Yes, if you want someone to get better at processing G-34/A forms that mean nothing to anyone, you will have to incentivize that work. But where you find people doing something they love, you find people trying to get better for the same reason you find them breathing and eating-- because that is what human beings are wired to do. We are learning and growing machines. But some people have always tried to "harness" that power by breaking people and trying to make them grow in approved directions, like a demented gardener who just keeps chopping and pruning and building obstacles to force trees to grow sideways.
Growing and improving is normal. Every person I know who plays music, in any capacity, is always trying to do better, spurred on by exactly zero external reward-based incentive. Every person I know who does a job they enjoy is always trying to do better. Every kid who ever tried to make a mud pie kept trying to improve the design and construction process. I cannot believe this is a thing we need to explain.
Reformsters keep embedding this faulty notion into their understanding of teaching over and over and over again-- that teachers will only do a non-crappy job of navigating the education maze if policy makers can find a better piece of cheese to offer. Teachers will only improve through training and development if we tie it to the correct complex of carrots and sticks.
This is nuts. First of all, teaching is one field where it is absolutely clear, up front, that you need to be intrinsically motivated to enter. "I went into teaching so I could make big money, power and prestige," said no teacher ever. The appeal used to be that you could do important work and be largely left alone to pursue excellence in your own way. Now the work is forcefully downgraded (help young folks grow has been replaced with help young folks do test prep) and the freedom to pursue excellence is increasingly stripped from the job.
Second, teaching has the best, most immediate feedback loop of almost any profession or research field. Every classroom is a laboratory, and every lesson is an experiment. "Think I'll try teaching adverbs by using fluffy stuffed zebras," you think, and after about ten minutes you know whether you have a genius idea on your hands or something for your Never Again file. And it's not just about measuring data-- a teacher who implements a bad lesson plan gets to suffer the consequences in real time. Make a bad step in the classroom and your students will make you pay for it for the next thirty minutes. No spread sheets or number crunching necessary; the consequences of your choices are felt immediately. This is one more reason that teachers are hugely motivated to get better.

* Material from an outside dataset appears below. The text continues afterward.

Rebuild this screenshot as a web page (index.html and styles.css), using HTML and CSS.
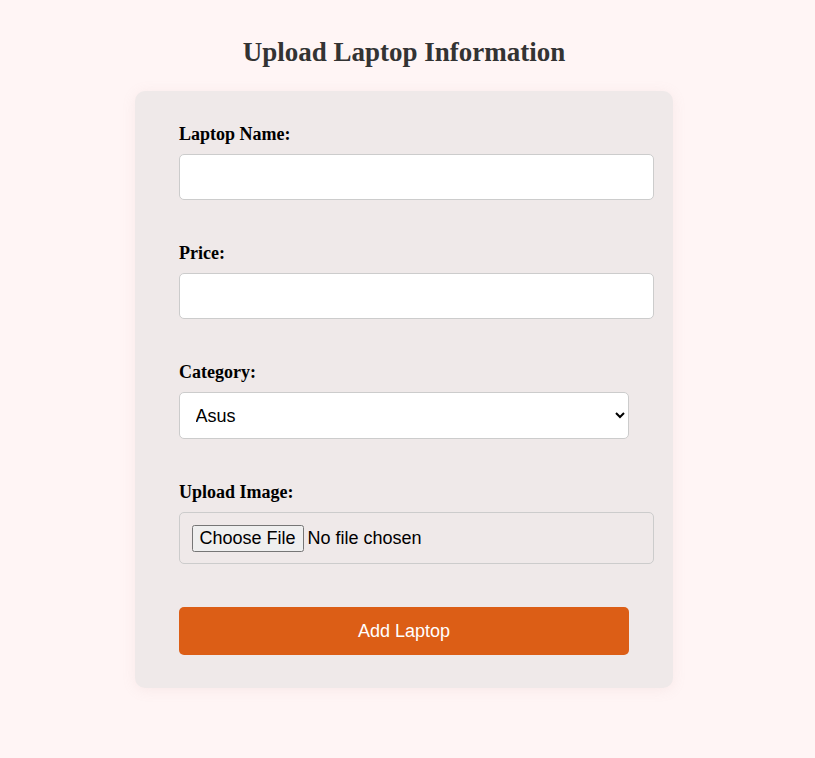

There's no question that mentoring from other teachers is hugely, enormously, infinitely helpful, and that many school systems have grossly inadequate systems in place to support such mentoring. But again-- when a helpful experienced teacher shows up at your door when you're trying to figure out how to approach a tricky lesson, it's not necessary for them to say, "I'll give you thirty bucks to take my advice."
Everything in my personal experience says that people want to get better at the things they value. There's a whole world of argument and discussion to be unpacked form the words "better" and "value," not to mention the whole "how to" question-- but everything I know says the basic motivation is in there if it hasn't been too badly damaged or broken. My entire teaching career is about finding it and tapping into it. And teaching, as a career, is uniquely configured to tap into it. Reformers need to stop trying to build a bridge across a beautiful valley that we can just walk through.